By Rachel Syme, NPR.org, July 19, 2011
The verdict has come in, and it is official: As of this week, the bookstore chain Borders is going for liquidation in bankruptcy court, which means that the company will dissolve, closing 399 stores and laying off approximately 10,700 workers in the process. After a last-ditch attempt to sell at auction (with no luck), the group announced its plans on Monday. Borders is no more.
In a way, the closing feels like an inevitable end. In February, Borders filed for bankruptcy and closed a third of its stores. Long before that cry for help, the company had already begun to founder, unable to keep up with its competitors in the aggressive e-book market and losing online business to web-savvier brands like Amazon and B&N. When the bankruptcy papers went through, Borders owed over $270 million to its creditors, including every major publishing house in the business. The end of the chain will come as a heavy blow to those houses, who will likely not recoup their financial losses; but for the everyday consumer, the chain closing feels like just another casualty in the long and drawn-out decline of the paper-book market at large.
But the fizzling of Borders brings with it severe consequences for the publishing industry — and the consumer. It has the feel of a "Too Big to Fail" situation, albeit in the smaller-stakes book world, in which the toppling of a giant will send ripples into several smaller pools, and as with the crashing of the financial markets, it's almost always the little guy who loses out. A better explanation: Borders going under means that hundreds of people beyond its own employees will lose jobs. Because it was one of the top booksellers in the country, publishing houses had entire departments dedicated to working with Borders and its sales teams. It also means that suddenly, publishers have lost a major thoroughfare for book sales, one of their biggest. An entire arm of book sales has been amputated.
Kathleen Schmidt, a book publicist, provided this perfectly concise explanation on Twitter: "Here is how the Borders closing will impact publishers: Say you have a bestselling author and you usually do a 1st printing of 100K books. Out of that 1st print of 100K, B&N/Amazon would take a large quantity, then Target, maybe Costco/BJs/Walmart, then Borders, then indies. If you're an author with a 1st print of 30K (a lot), you prob don't have price clubs or Target. You have B&N, Amazon, Borders, and indies. Now, take Borders OUT of that 1st print equation. Also consider that B&N is conservative with numbers these days. That 30K turns into 15K."
Granted, the reduced print runs for books don't mean that fewer books will sell, but Borders closing does have a huge effect on how many physical copies will be out in the world. It is yet another nail in the coffin of the old-fashioned brick and mortar, paper and gum book business as the world zooms toward an ever-more-digital model. So what Borders closing means, at the basic level, is that fewer paper books will be produced. There is no other outlet big or solid enough to absorb the blow; there is nowhere else for all those paperbacks and hardcovers to go. The most logical thing to do is to stop printing them.

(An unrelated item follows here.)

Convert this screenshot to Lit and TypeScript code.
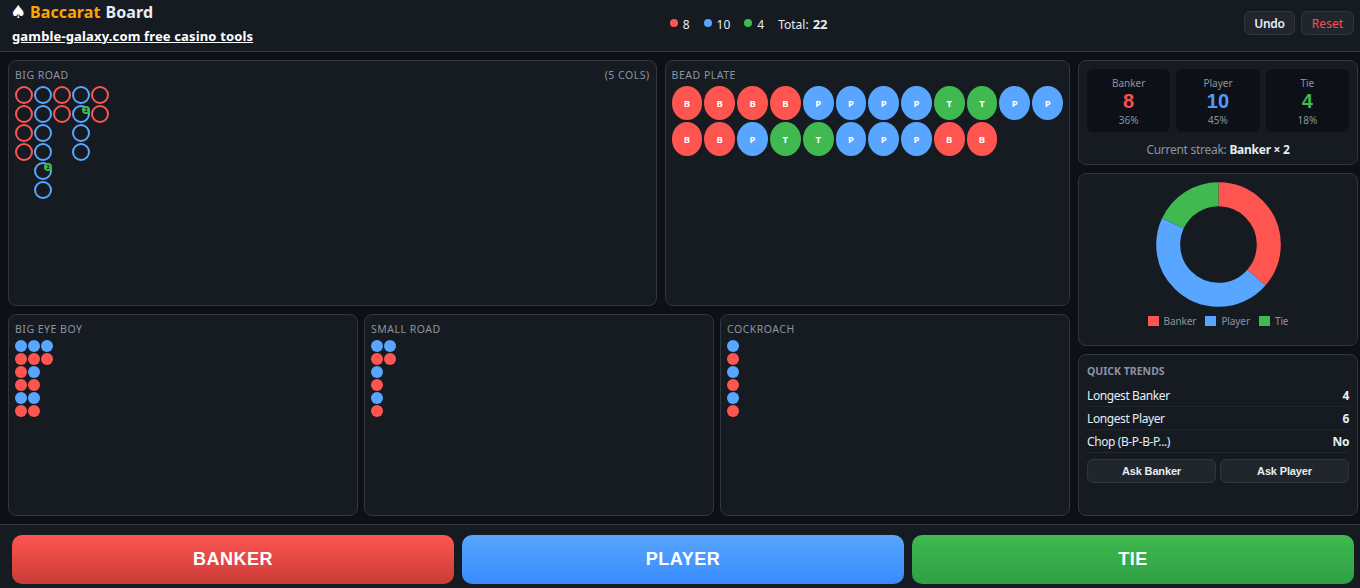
import { LitElement, html, css, svg } from "lit";
import { customElement } from "lit/decorators.js";

const C: Record<string, string> = { B: "red", P: "blue", T: "green" };

const bigRoad: { k: string; badge?: number }[][] = [
  [{ k: "B" }, { k: "B" }, { k: "B" }, { k: "B" }],
  [{ k: "P" }, { k: "P" }, { k: "P" }, { k: "P" }, { k: "P", badge: 2 }, { k: "P" }],
  [{ k: "B" }, { k: "B" }],
  [{ k: "P" }, { k: "P", badge: 2 }, { k: "P" }, { k: "P" }],
  [{ k: "B" }, { k: "B" }],
];
const beads = "BBBBPPPPTTPPBBPTTPPPBB".split("");
const derived = [
  { title: "BIG EYE BOY", cols: ["PRRRPR", "PRPRPR", "PR"] },
  { title: "SMALL ROAD", cols: ["PRPRPR", "PR"] },
  { title: "COCKROACH", cols: ["PRPRPR"] },
];
const donut = [
  { cls: "s-red", v: 8 },
  { cls: "s-blue", v: 10 },
  { cls: "s-green", v: 4 },
];

@customElement("app-root")
export class AppRoot extends LitElement {
  static styles = css`
    :host {
      display: flex;
      flex-direction: column;
      height: 588px;
      overflow: hidden;
      background: #0d1117;
      color: #e6edf3;
      font-family: "Noto Sans", sans-serif;
    }
    * { box-sizing: border-box; }
    header {
      height: 52px;
      flex: none;
      display: flex;
      justify-content: space-between;
      align-items: center;
      padding: 0 6px 0 12px;
      background: #161b22;
      border-bottom: 1px solid #30363d;
    }
    .brand { display: flex; flex-direction: column; align-items: flex-start; }
    .title { display: flex; align-items: baseline; font-size: 16px; line-height: 22px; font-weight: 700; margin-top: -6px; letter-spacing: 0.1px; }
    .title .spade { font-size: 18px; line-height: 22px; width: 18px; margin-left: -2px; margin-right: 2px; font-family: "DejaVu Sans", sans-serif; font-weight: 400; color: #fff; }
    .title em { font-style: normal; color: #ffa500; margin-right: 5px; }
    .link { font-size: 13px; line-height: 18px; font-weight: 700; color: #fff; text-decoration: underline; margin-top: 4px; letter-spacing: 0.15px; }
    .totals { display: flex; align-items: center; font-size: 12px; margin-top: -3px; }
    .tot { display: flex; align-items: center; gap: 5px; margin-right: 14px; }
    .dot { width: 8px; height: 8px; border-radius: 50%; margin-top: -2px; }
    .totals b { font-size: 13px; font-weight: 700; }
    .totals .sum { display: flex; gap: 4px; align-items: baseline; }
    .actions { display: flex; justify-content: flex-end; gap: 6px; margin-top: -5px; }
    .btn {
      height: 24px;
      width: 51px;
      padding: 0;
      border-radius: 6px;
      background: #21262d;
      border: 1px solid #30363d;
      color: #e6edf3;
      font: 600 12px "Noto Sans", sans-serif;
      letter-spacing: -0.3px;
    }
    .btn.danger { width: 53px; color: #ff4d4d; font-weight: 400; letter-spacing: 0.1px; }
    main {
      flex: 1;
      min-height: 0;
      display: grid;
      grid-template-columns: 1fr 280px;
      gap: 8px;
      padding: 8px 2px 8px 8px;
    }
    .left { display: grid; grid-template-rows: 246px 202px; gap: 8px; min-width: 0; }
    .top { display: grid; grid-template-columns: 1.6fr 1fr; gap: 8px; min-width: 0; }
    .bottom { display: grid; grid-template-columns: repeat(3, 1fr); gap: 6px; min-width: 0; }
    .panel {
      background: #161b22;
      border: 1px solid #30363d;
      border-radius: 8px;
      padding: 7px 6px 6px;
      min-width: 0;
    }
    .label {
      display: flex;
      justify-content: space-between;
      font-size: 10.5px;
      line-height: 14px;
      letter-spacing: 0.5px;
      color: #8b949e;
      margin-bottom: 4px;
    }
    .road { display: flex; gap: 1px; }
    .rcol { display: flex; flex-direction: column; gap: 1px; }
    .ring { position: relative; width: 18px; height: 18px; border-radius: 50%; border: 2px solid; }
    .ring.red { border-color: #ff5551; }
    .ring.blue { border-color: #58a6ff; }
    .badge {
      position: absolute;
      top: -1px;
      right: -2px;
      width: 8px;
      height: 8px;
      border-radius: 50%;
      background: #3fb950;
      color: #0d1117;
      font-size: 6px;
      line-height: 8px;
      font-weight: 700;
      text-align: center;
    }
    .beads { display: grid; grid-template-columns: repeat(12, 1fr); grid-auto-rows: 34px; gap: 2px; }
    .bead {
      border-radius: 50%;
      display: flex;
      align-items: center;
      justify-content: center;
      color: #fff;
      font-size: 9.5px;
      font-weight: 700;
    }
    .bead.red, .pip.R, .dot.red { background: #ff5551; }
    .bead.blue, .pip.P, .dot.blue { background: #58a6ff; }
    .bead.green, .dot.green { background: #3fb950; }
    .mini { display: flex; gap: 1px; }
    .mcol { display: flex; flex-direction: column; gap: 1px; }
    .pip { width: 12px; height: 12px; border-radius: 50%; }
    .right { display: flex; flex-direction: column; gap: 8px; min-width: 0; }
    .stats { padding: 8px; height: 105px; }
    .cells { display: grid; grid-template-columns: repeat(3, 1fr); gap: 6px; }
    .cell {
      height: 63px;
      background: #0d1117;
      border-radius: 6px;
      text-align: center;
      padding-top: 6.5px;
    }
    .cell small { display: block; font-size: 10px; line-height: 14px; color: #8b949e; }
    .cell strong { display: block; font: 700 20px/23px "Liberation Sans", Arial, sans-serif; }
    .cell span { display: block; font-size: 10px; line-height: 14px; color: #8b949e; }
    .cell .red { color: #ff4d4d; }
    .cell .blue { color: #4d9bff; }
    .cell .green { color: #3fb950; }
    .streak { text-align: center; font-size: 12px; line-height: 16px; color: #8b949e; margin-top: 10px; letter-spacing: -0.27px; }
    .streak b { color: #e6edf3; font-weight: 700; }
    .chart { height: 173px; padding: 8px; display: flex; flex-direction: column; align-items: center; }
    .chart svg { display: block; flex: none; }
    .legend { display: flex; gap: 9px; margin-top: 7px; font-size: 10px; line-height: 14px; color: #8b949e; letter-spacing: -0.1px; }
    .legend div { display: flex; align-items: center; gap: 5px; }
    .legend i { width: 11px; height: 10px; display: block; }
    .legend i.red { background: #ff5551; }
    .legend i.blue { background: #58a6ff; }
    .legend i.green { background: #3fb950; }
    .s-red { stroke: #ff5551; }
    .s-blue { stroke: #58a6ff; }
    .s-green { stroke: #3fb950; }
    .trends { flex: 1; padding: 8px; }
    .trends h4 { margin: 0 0 5px; font-size: 10.5px; line-height: 16px; font-weight: 700; color: #8b949e; }
    .trow {
      display: flex;
      justify-content: space-between;
      align-items: center;
      height: 23px;
      font-size: 12px;
      letter-spacing: -0.4px;
      border-bottom: 1px solid #21262d;
    }
    .trow b { font-weight: 700; }
    .asks { display: grid; grid-template-columns: 1fr 1fr; gap: 4px; margin-top: 6px; }
    .ask {
      height: 24px;
      border-radius: 6px;
      background: #21262d;
      border: 1px solid #30363d;
      color: #e6edf3;
      font: 700 11px "Liberation Sans", Arial, sans-serif;
      letter-spacing: -0.15px;
    }
    footer {
      height: 64px;
      flex: none;
      display: grid;
      grid-template-columns: repeat(3, 1fr);
      gap: 8px;
      padding: 10px 6px 4px 12px;
      background: #161b22;
      border-top: 1px solid #30363d;
    }
    .bet {
      border: 0;
      border-radius: 10px;
      color: #fff;
      font: 700 18px "Liberation Sans", Arial, sans-serif;
      letter-spacing: 0.5px;
    }
    .bet.red { background: linear-gradient(180deg, #ff5551, #c93c37); }
    .bet.blue { background: linear-gradient(180deg, #58a6ff, #388bfd); }
    .bet.green { background: linear-gradient(180deg, #3fb950, #2ea043); }
  `;

  private donut() {
    const r = 50.3;
    const circ = 2 * Math.PI * r;
    const total = donut.reduce((a, d) => a + d.v, 0);
    let off = 0;
    const arcs = donut.map((d) => {
      const len = (d.v / total) * circ;
      const el = svg`<circle class=${d.cls} cx="62.5" cy="62.5" r=${r} fill="none" stroke-width="24"
        stroke-dasharray="${len} ${circ - len}" stroke-dashoffset=${-off}
        transform="rotate(-90 62.5 62.5)"></circle>`;
      off += len;
      return el;
    });
    return html`<svg width="125" height="125" viewBox="0 0 125 125">${arcs}</svg>`;
  }

  render() {
    return html`
      <header>
        <div class="brand">
          <div class="title"><span class="spade">♠</span><em>Baccarat</em>Board</div>
          <a class="link">gamble-galaxy.com free casino tools</a>
        </div>
        <div class="totals">
          <div class="tot"><span class="dot red"></span>8</div>
          <div class="tot"><span class="dot blue"></span>10</div>
          <div class="tot"><span class="dot green"></span>4</div>
          <div class="sum">Total: <b>22</b></div>
        </div>
        <div class="actions">
          <button class="btn">Undo</button>
          <button class="btn danger">Reset</button>
        </div>
      </header>
      <main>
        <div class="left">
          <div class="top">
            <section class="panel">
              <div class="label"><span>BIG ROAD</span><span>(5 COLS)</span></div>
              <div class="road">
                ${bigRoad.map(
                  (col) => html`<div class="rcol">
                    ${col.map(
                      (c) => html`<div class="ring ${C[c.k]}">
                        ${c.badge ? html`<span class="badge">${c.badge}</span>` : ""}
                      </div>`
                    )}
                  </div>`
                )}
              </div>
            </section>
            <section class="panel">
              <div class="label"><span>BEAD PLATE</span></div>
              <div class="beads">
                ${beads.map((b) => html`<div class="bead ${C[b]}">${b}</div>`)}
              </div>
            </section>
          </div>
          <div class="bottom">
            ${derived.map(
              (d) => html`<section class="panel">
                <div class="label"><span>${d.title}</span></div>
                <div class="mini">
                  ${d.cols.map(
                    (col) => html`<div class="mcol">
                      ${col.split("").map((p) => html`<div class="pip ${p}"></div>`)}
                    </div>`
                  )}
                </div>
              </section>`
            )}
          </div>
        </div>
        <div class="right">
          <section class="panel stats">
            <div class="cells">
              <div class="cell"><small>Banker</small><strong class="red">8</strong><span>36%</span></div>
              <div class="cell"><small>Player</small><strong class="blue">10</strong><span>45%</span></div>
              <div class="cell"><small>Tie</small><strong class="green">4</strong><span>18%</span></div>
            </div>
            <div class="streak">Current streak: <b>Banker × 2</b></div>
          </section>
          <section class="panel chart">
            ${this.donut()}
            <div class="legend">
              <div><i class="red"></i>Banker</div>
              <div><i class="blue"></i>Player</div>
              <div><i class="green"></i>Tie</div>
            </div>
          </section>
          <section class="panel trends">
            <h4>QUICK TRENDS</h4>
            <div class="trow"><span>Longest Banker</span><b>4</b></div>
            <div class="trow"><span>Longest Player</span><b>6</b></div>
            <div class="trow"><span>Chop (B-P-B-P...)</span><b>No</b></div>
            <div class="asks">
              <button class="ask">Ask Banker</button>
              <button class="ask">Ask Player</button>
            </div>
          </section>
        </div>
      </main>
      <footer>
        <button class="bet red">BANKER</button>
        <button class="bet blue">PLAYER</button>
        <button class="bet green">TIE</button>
      </footer>
    `;
  }
}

This harsh reality can feel tragic to those who love the physicality of books and still haven't gotten used to the Kindle, but a new generation is learning to adapt to e-reading. I suspect that the children who are just learning to read today on iPads won't grow up nostalgic for the Borders that they never knew. I certainly don't feel wistful about no longer getting to snag CDs at Sam Goody. There is no other future for reading but a digital one, and getting misty about the decline of tangible books is an exercise in futility. Reading itself has never been more popular, even if formats are in flux.
That said, the aspect of Borders' implosion that troubles me is that there will be 399 fewer places to take part in the communal act of book buying, which is a completely separate activity from reading (see: regular bookstore lurkers who never purchase a thing). As corporate as it has become, Borders began as an independent bookstore in Ann Arbor, Michigan in 1979. Tom and Louis Borders bought out the aging Wahr's store at 316 South State, and they hired a local rare books restorer to stock it lovingly with unique reading material. The restorer kept a binding workshop upstairs. It expanded into the impersonal, sprawling latte experience that we know today, but Borders started small, and it grew out of a love for the shared browsing experience.
Bookstores are very special places, even the behemoths. They provide a space for cultural dilettantism. You can get lost in them for hours, perusing covers and picking up obscure titles. They are dedicated to discovery and are curated by some of the most dedicated retail employees around (even to get hired at a large corporate chain, one is still required to exhibit a sharp passion for reading).
Small bookstores may be celebrating Borders' demise (Nora Ephron reference: the Shop Around the Corner finally has a shot against Fox Books!), but they also know that this is a sign that these are the hardest of times. Bookstores are fighting for their lives, day in and day out. Only the most relevant, vibrant, dynamic, essential, committed, nimble, involved and enticing independents will survive the e-book tsunami. Independents are prepared to be all of those things — far better than a giant organization like Borders was — but they need to bring a lot of ammunition.